More than 40 per cent of Canadians say an increase in interest rates would have a negative or somewhat negative impact on their spending in 2017, according to a new Nanos Research survey conducted for CTV News.

Meanwhile, more than a quarter of responders said interest rate increases would have no impact on their spending, and 23 per cent said it would have a neutral impact.

Pollster Nik Nanos says that to put that 4 in 10 figure into context, consider that economists “worry about consumer spending going down one per cent to two per cent.”

“A small increase (in mortgage rates) actually has a significant impact,” Nanos added. “I think that’s what Canadians are worried about – that they’re just trying to make do with what they’re making now and the bills that they have to pay and then they get hit with higher interest rates.”


When asked how they would pay for an unexpected expense of approximately $3,000, 53 per cent of Canadians said they would use their existing savings.
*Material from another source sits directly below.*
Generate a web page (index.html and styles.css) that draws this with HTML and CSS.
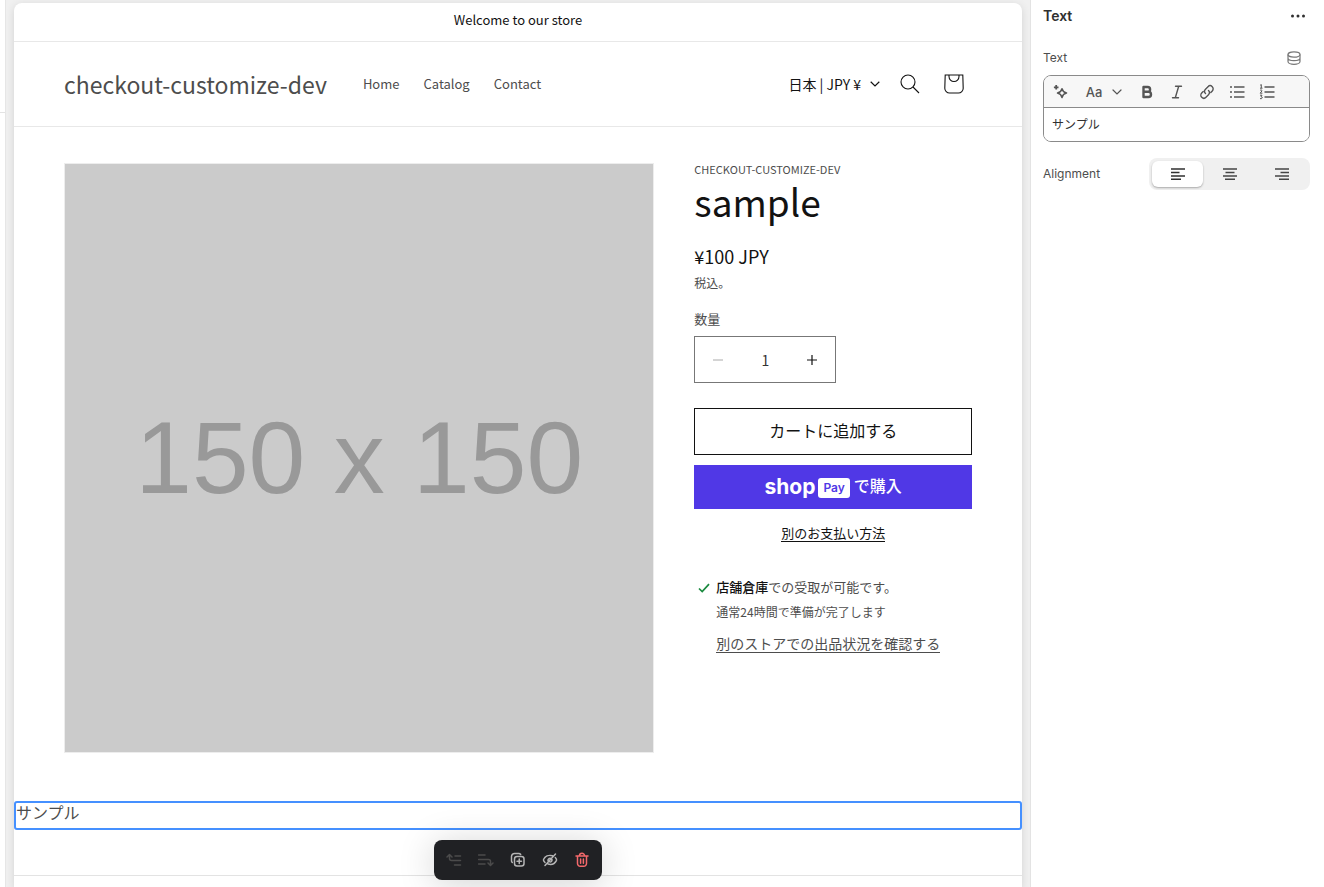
FILE: index.html
```html
<!DOCTYPE html>
<html lang="ja">
<head>
<meta charset="utf-8">
<meta name="viewport" content="width=device-width, initial-scale=1">
<title>checkout-customize-dev</title>
<link rel="stylesheet" href="styles.css">
</head>
<body>
<div class="editor">
  <aside class="sidebar-edge"><div class="sidebar-head"></div></aside>

  <div class="canvas">
    <div class="store">
      <p class="announcement">Welcome to our store</p>

      <header class="header">
        <a class="brand" href="#">checkout-customize-dev</a>
        <nav class="nav">
          <a href="#">Home</a>
          <a href="#">Catalog</a>
          <a href="#">Contact</a>
        </nav>
        <div class="header-tools">
          <button class="locale" type="button">日本 | JPY ¥
            <svg width="10" height="6" viewBox="0 0 10 6" fill="none" stroke="currentColor" stroke-width="1.2"><path d="M.7 .8 5 5 9.3 .8"/></svg>
          </button>
          <button class="tool" type="button" aria-label="Search">
            <svg width="20" height="20" viewBox="0 0 20 20" fill="none" stroke="currentColor" stroke-width="1.1"><circle cx="8" cy="8" r="7"/><path d="M13 13l6 6"/></svg>
          </button>
          <button class="tool" type="button" aria-label="Cart">
            <svg width="20" height="20" viewBox="0 0 20 20" fill="none" stroke="currentColor" stroke-width="1.1"><path d="M1.2 1h17.6l.4 13.2a4.800 4.800 0 0 1-4.800 4.800H5.600a4.800 4.800 0 0 1-4.800-4.800z"/><path d="M5 1v1.500a5 5 0 0 0 10 0V1"/></svg>
          </button>
        </div>
      </header>

      <main>
        <section class="product">
          <div class="media">
            <svg viewBox="0 0 150 150" role="img" aria-label="150 x 150"><rect width="150" height="150" fill="#cbcbcb"/><text class="media-label" x="75" y="84" text-anchor="middle">150 x 150</text></svg>
          </div>
          <div class="info">
            <p class="vendor">CHECKOUT-CUSTOMIZE-DEV</p>
            <h1 class="title">sample</h1>
            <p class="price">¥100 JPY</p>
            <p class="tax">税込。</p>
            <label class="qty-label" for="qty">数量</label>
            <div class="qty">
              <button type="button" aria-label="Decrease" disabled><svg width="10" height="10" viewBox="0 0 10 10" stroke="currentColor"><path d="M0 5h10"/></svg></button>
              <input id="qty" type="text" inputmode="numeric" value="1">
              <button type="button" aria-label="Increase"><svg width="10" height="10" viewBox="0 0 10 10" stroke="currentColor" stroke-width="1.2"><path d="M0 5h10M5 0v10"/></svg></button>
            </div>
            <button class="add" type="button">カートに追加する</button>
            <button class="shop-pay" type="button"><span class="shop">shop</span><span class="pay">Pay</span><span class="buy">で購入</span></button>
            <a class="more-pay" href="#">別のお支払い方法</a>
            <div class="pickup">
              <svg class="tick" width="12" height="10" viewBox="0 0 12 10" fill="none" stroke="#1a8a3f" stroke-width="1.700"><path d="M1 5.500 4.200 8.600 11 1.200"/></svg>
              <div class="pickup-body">
                <p class="pickup-place"><strong>店舗倉庫</strong>での受取が可能です。</p>
                <p class="pickup-time">通常24時間で準備が完了します</p>
                <button class="pickup-link" type="button">別のストアでの出品状況を確認する</button>
              </div>
            </div>
          </div>
        </section>

        <section class="selected">
          <p>サンプル</p>
          <div class="block-bar">
            <button type="button" aria-label="Move up" disabled>
              <svg width="16" height="16" viewBox="0 0 16 16" fill="none" stroke="currentColor" stroke-width="1.500" stroke-linecap="round" stroke-linejoin="round"><path d="M1 5l2.500-2.500L6 5M3.500 3v3.500a2 2 0 0 0 2 2H14.500M9 4h5.500M8.500 13h6"/></svg>
            </button>
            <button type="button" aria-label="Move down" disabled>
              <svg width="16" height="16" viewBox="0 0 16 16" fill="none" stroke="currentColor" stroke-width="1.500" stroke-linecap="round" stroke-linejoin="round"><path d="M.5 3H7M.5 7.500H10.500a2 2 0 0 1 2 2v3.500M10 11l2.500 2.500L15 11M.5 12h6.500"/></svg>
            </button>
            <button type="button" aria-label="Duplicate">
              <svg width="16" height="16" viewBox="0 0 16 16" fill="none" stroke="currentColor" stroke-width="1.500" stroke-linecap="round" stroke-linejoin="round"><rect x="4.500" y="4.500" width="9.500" height="9.500" rx="2.500"/><path d="M9.250 7v4.500M7 9.250h4.500M2.300 10.500A2.500 2.500 0 0 1 1.500 8.500V4.500a3 3 0 0 1 3-3H8.500a2.500 2.500 0 0 1 2.200 1"/></svg>
            </button>
            <button type="button" aria-label="Hide">
              <svg width="16" height="16" viewBox="0 0 16 16" fill="none" stroke="currentColor" stroke-width="1.500" stroke-linecap="round" stroke-linejoin="round"><path d="M13.500 2 3 13.500M10.500 3.800C6.500 2.500 3 4.500 1.500 7.500c-.3 .7 0 1.500 1.500 3M6 12c4 1.200 7-.8 8.500-3.700.3-.8-.1-1.700-1.200-2.800M6 8.700a2.200 2.200 0 0 1 2.300-2.500M10 7.500a2.200 2.200 0 0 1-2 2.500"/></svg>
            </button>
            <button class="danger" type="button" aria-label="Delete">
              <svg width="16" height="16" viewBox="0 0 16 16" fill="none" stroke="currentColor" stroke-width="1.500" stroke-linecap="round" stroke-linejoin="round"><path d="M2 4h12M5.500 3.800a2.500 2.500 0 0 1 5 0M3.500 4.200v7.300a2.800 2.800 0 0 0 2.800 2.800h3.400a2.800 2.800 0 0 0 2.800-2.800V4.200M6.600 7v4.200M9.400 7v4.200"/></svg>
            </button>
          </div>
        </section>
      </main>
      <footer class="footer"></footer>
    </div>
  </div>

  <aside class="panel">
    <header class="panel-head">
      <h2>Text</h2>
      <button type="button" aria-label="More actions"><svg width="16" height="4" viewBox="0 0 16 4" fill="currentColor"><circle cx="2.500" cy="2" r="1.500"/><circle cx="8" cy="2" r="1.500"/><circle cx="13.500" cy="2" r="1.500"/></svg></button>
    </header>
    <div class="field-head">
      <label for="richtext">Text</label>
      <button type="button" aria-label="Connect data source">
        <svg width="14" height="14" viewBox="0 0 14 14" fill="none" stroke="currentColor" stroke-width="1.200"><ellipse cx="7" cy="3.500" rx="6" ry="2.700"/><path d="M1 3.500v7c0 1.500 2.700 2.800 6 2.800s6-1.300 6-2.800v-7M1 7c0 1.500 2.700 2.700 6 2.700S13 8.500 13 7"/></svg>
      </button>
    </div>
    <div class="rich">
      <div class="rich-bar">
        <button class="magic" type="button" aria-label="Generate text">
          <svg width="16" height="16" viewBox="0 0 16 16" fill="none" stroke="currentColor" stroke-width="1.500" stroke-linejoin="round"><path d="M9 4.800c.6 2.500 1.700 3.600 4.500 4.300C10.700 9.800 9.600 10.900 9 13.500 8.400 10.900 7.300 9.800 4.500 9.100 7.300 8.400 8.400 7.300 9 4.800z"/><path d="M3.200 1v4.600M.9 3.300h4.600" stroke-width="1.800"/></svg>
        </button>
        <button class="format" type="button">Aa
          <svg width="10" height="6" viewBox="0 0 10 6" fill="none" stroke="currentColor" stroke-width="1.200" stroke-linecap="round"><path d="M1 1l4 4 4-4"/></svg>
        </button>
        <button type="button" aria-label="Bold">
          <svg width="16" height="16" viewBox="0 0 16 16" fill="none" stroke="currentColor" stroke-width="2.400" stroke-linejoin="round"><path d="M4.500 3h4.200a2.400 2.400 0 0 1 0 4.800H4.500zM4.500 7.800h4.900a2.600 2.600 0 0 1 0 5.200H4.500z"/></svg>
        </button>
        <button type="button" aria-label="Italic">
          <svg width="16" height="16" viewBox="0 0 16 16" fill="none" stroke="currentColor" stroke-width="1.400" stroke-linecap="round"><path d="M6.500 2.200h6M3.500 13.800h6M9.700 2.200 6.300 13.800"/></svg>
        </button>
        <button type="button" aria-label="Link">
          <svg width="16" height="16" viewBox="0 0 16 16" fill="none" stroke="currentColor" stroke-width="1.400" stroke-linecap="round"><path d="M6.500 9.500a3 3 0 0 1 0-4.200L9 2.700a3 3 0 0 1 4.300 4.200L11.800 8.400"/><path d="M9.500 6.500a3 3 0 0 1 0 4.200L7 13.300A3 3 0 0 1 2.700 9.100L4.200 7.600"/></svg>
        </button>
        <button type="button" aria-label="Bulleted list">
          <svg width="16" height="16" viewBox="0 0 16 16" fill="none" stroke="currentColor" stroke-width="1.400"><path d="M5 3h10.500M5 8h10.500M5 13h10.500M1 3h2M1 8h2M1 13h2"/></svg>
        </button>
        <button type="button" aria-label="Numbered list">
          <svg width="16" height="16" viewBox="0 0 16 16" fill="none" stroke="currentColor" stroke-width="1.400"><path d="M5.500 3h10M5.500 8h10M5.500 13h10"/><path stroke-width="1" d="M1.200 1.200 2.300 .6V4M1 4.200h2.500M1 6.500c1-1 2.300-.4 1.900.5L1.200 9.200h2.200M1 11.200h2L2 12.700c2 0 1.700 2.500-1 1.900"/></svg>
        </button>
      </div>
      <textarea id="richtext" rows="1">サンプル</textarea>
    </div>
    <div class="align" role="radiogroup" aria-labelledby="align-name">
      <span class="align-name" id="align-name">Alignment</span>
      <div class="segments">
        <label><input type="radio" name="align" aria-label="Left" checked><svg width="14" height="12" viewBox="0 0 14 12" stroke="currentColor" stroke-width="1.500"><path d="M0 1h14M0 4.500h8.500M0 8h14M0 11.200h10"/></svg></label>
        <label><input type="radio" name="align" aria-label="Center"><svg width="14" height="12" viewBox="0 0 14 12" stroke="currentColor" stroke-width="1.500"><path d="M0 1h14M2.500 4.500h9M0 8h14M2 11.200h10"/></svg></label>
        <label><input type="radio" name="align" aria-label="Right"><svg width="14" height="12" viewBox="0 0 14 12" stroke="currentColor" stroke-width="1.500"><path d="M0 1h14M5.500 4.500H14M0 8h14M4 11.200h10"/></svg></label>
      </div>
    </div>
  </aside>
</div>
</body>
</html>
```
FILE: styles.css
```css
* { box-sizing: border-box; }

body {
  margin: 0;
  background: #f0f0f0;
  color: #4d4d4d;
  font-family: "Noto Sans CJK JP", sans-serif;
}

p, h1, h2 { margin: 0; font-weight: 400; }
a { color: inherit; text-decoration: none; }
svg { display: block; flex: none; }

button {
  display: flex;
  align-items: center;
  justify-content: center;
  margin: 0;
  padding: 0;
  border: 0;
  background: none;
  color: inherit;
  font: inherit;
}

.editor { display: flex; height: 100vh; overflow: hidden; }

.sidebar-edge { flex: none; width: 6px; background: #fff; border-right: 1px solid #e6e6e6; }
.sidebar-head { height: 113px; border-bottom: 1px solid #e3e3e3; }

/* Storefront preview */
.canvas { flex: 1; min-width: 0; padding: 3px 8px 0; }

.store {
  min-height: 100%;
  background: #fff;
  border-radius: 8px 8px 0 0;
  box-shadow: 0 2px 8px rgba(0, 0, 0, 0.12);
}

.announcement {
  padding: 6px 0 10px;
  border-bottom: 1px solid #e8e8e8;
  color: #121212;
  font-size: 13px;
  line-height: 22px;
  text-align: center;
}

.header {
  display: flex;
  align-items: center;
  padding: 20px 50px;
  border-bottom: 1px solid #e8e8e8;
  line-height: 44px;
}

.brand { font-size: 23px; }
.nav { display: flex; gap: 24px; margin-left: 36px; font-size: 13px; }
.header-tools { display: flex; align-items: center; margin-left: auto; color: #121212; }
.locale { gap: 9px; margin-right: 8px; font-size: 14px; }
.tool { width: 44px; height: 44px; }
.tool:last-child { margin-right: -4px; }

.product { display: flex; gap: 40px; padding: 36px 50px 48px; }
.media { flex: 589; min-width: 0; border: 1px solid #ededed; }
.media svg { width: 100%; height: auto; }
.media-label { fill: #999; font-family: "Liberation Sans", Arial, sans-serif; font-size: 26px; }
.info { flex: 278; min-width: 0; }

.vendor { font-size: 11px; line-height: 12px; }
.title { color: #121212; font-size: 37px; line-height: 52px; }
.price { margin-top: 16px; color: #121212; font-size: 18px; line-height: 26px; }
.tax { margin-top: 4px; font-size: 12px; line-height: 20px; }
.qty-label { display: block; margin-top: 17px; font-size: 13px; line-height: 18px; }

.qty {
  display: flex;
  width: 142px;
  height: 47px;
  margin-top: 8px;
  border: 1px solid #777;
  color: #121212;
}
.qty button { flex: none; width: 46px; }
.qty button:disabled { color: #aaa; }
.qty input {
  flex: 1;
  min-width: 0;
  padding: 0;
  border: 0;
  background: none;
  color: #333;
  font: 14px "Noto Sans CJK JP", sans-serif;
  text-align: center;
}

.add {
  width: 100%;
  height: 47px;
  margin-top: 25px;
  padding-bottom: 4px;
  border: 1px solid #121212;
  color: #121212;
  font-size: 16px;
}

.shop-pay {
  width: 100%;
  height: 44px;
  margin-top: 10px;
  background: #5038e6;
  color: #fff;
}
.shop { font: 700 21px/24px Inter, sans-serif; }
.pay {
  margin: 2px 4px 0 3px;
  padding: 0 5px;
  border-radius: 3px;
  background: #fff;
  color: #5038e6;
  font: 600 12px/20px Inter, sans-serif;
}
.buy { padding-bottom: 4px; font-size: 16px; font-weight: 500; }

.more-pay {
  display: block;
  width: fit-content;
  margin: 15px auto 0;
  border-bottom: 1px solid #121212;
  color: #121212;
  font-size: 13px;
  line-height: 17px;
}

.pickup { display: flex; gap: 6px; margin-top: 35px; padding-left: 4px; }
.tick { margin-top: 6px; }
.pickup-place { font-size: 13px; line-height: 20px; }
.pickup-place strong { color: #121212; font-weight: 500; }
.pickup-time { margin-top: 5px; font-size: 12px; line-height: 20px; }
.pickup-link { margin-top: 12px; border-bottom: 1px solid #4d4d4d; font-size: 14px; line-height: 18px; white-space: nowrap; }

/* Block that is selected in the editor, with its action bar */
.selected {
  position: relative;
  padding-bottom: 6px;
  border: 2px solid #4590ff;
  border-radius: 3px;
  font-size: 16px;
  line-height: 19px;
}

.block-bar {
  position: absolute;
  z-index: 1;
  top: calc(100% + 12px);
  left: 50%;
  display: flex;
  padding: 4px;
  border-radius: 8px;
  background: #202124;
  color: #b5b5b5;
  box-shadow: 0 4px 36px rgba(0, 0, 0, 0.18);
  transform: translateX(-50%);
}
.block-bar button { width: 32px; height: 32px; }
.block-bar button:disabled { color: #4b4b4b; }
.block-bar .danger { color: #f4696b; }

.footer { margin-top: 45px; border-top: 1px solid #e3e3e3; }

/* Settings panel */
.panel {
  flex: none;
  width: 294px;
  padding: 4px 14px 0 12px;
  border-left: 1px solid #e3e3e3;
  background: #fff;
  font: 13px/20px Inter, sans-serif;
}

.panel-head, .field-head { display: flex; align-items: center; justify-content: space-between; }
.panel-head { height: 24px; padding-right: 4px; color: #303030; }
.panel-head h2 { font-size: 14px; font-weight: 600; }
.field-head { margin-top: 20px; padding-right: 9px; }
.field-head button { color: #777; }

.rich { margin-top: 7px; overflow: hidden; border: 1px solid #8a8a8a; border-radius: 8px; }
.rich-bar {
  display: flex;
  height: 32px;
  padding-left: 2px;
  border-bottom: 1px solid #8a8a8a;
  background: #f7f7f7;
  color: #555;
}
.rich-bar button { width: 30px; }
.rich-bar .format { gap: 10px; width: 56px; font: 500 13px/20px Inter, sans-serif; }

.rich textarea {
  display: block;
  width: 100%;
  height: 33px;
  padding: 6px 8px;
  border: 0;
  background: #fff;
  color: #303030;
  font: 12px/20px "Noto Sans CJK JP", sans-serif;
  resize: none;
}

.align { display: flex; align-items: center; justify-content: space-between; margin-top: 16px; }
.align-name, .field-head label { font-size: 12px; }
.segments { display: flex; gap: 1px; padding: 3px; border-radius: 8px; background: #f0f0f0; color: #444; }
.segments label {
  display: flex;
  align-items: center;
  justify-content: center;
  width: 51px;
  height: 26px;
  border-radius: 6px;
}
.segments label:has(:checked) { background: #fff; color: #303030; box-shadow: 0 1px 2px rgba(0, 0, 0, 0.3); }
.segments input { position: absolute; width: 1px; height: 1px; margin: 0; appearance: none; opacity: 0; }
```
Twenty-three per cent said they would use a line of credit, 10 per cent would use a credit card, and two per cent would borrow money from relatives or friends.

Nine per cent of survey responders said they would not be able to cover an unexpected expense of $3,000.


Looking beyond personal finances, 21 per cent of Canadians said that job creation should be the number one economic priority for the federal government in 2017.

Other economic issues Canadians said Ottawa should prioritize:

  • Investing in infrastructure (20 per cent)
  • Deficit management (18 per cent)
  • Investing in social programs (17 per cent)
  • Reducing personal taxes (15 per cent)
  • Negotiating trade agreements (5 per cent)
  • Reducing corporate taxes (2 per cent)



Nanos conducted an RDD dual frame (land- and cell-lines) hybrid telephone and online random survey of 1,000 Canadians, 18 years of age or older, between Dec. 16 and 19 as part of an omnibus survey. Participants were randomly recruited by telephone using live agents and administered a survey online.

The margin of error for a random survey of 1,000 Canadians is ±3.1 percentage points, 19 times out of 20.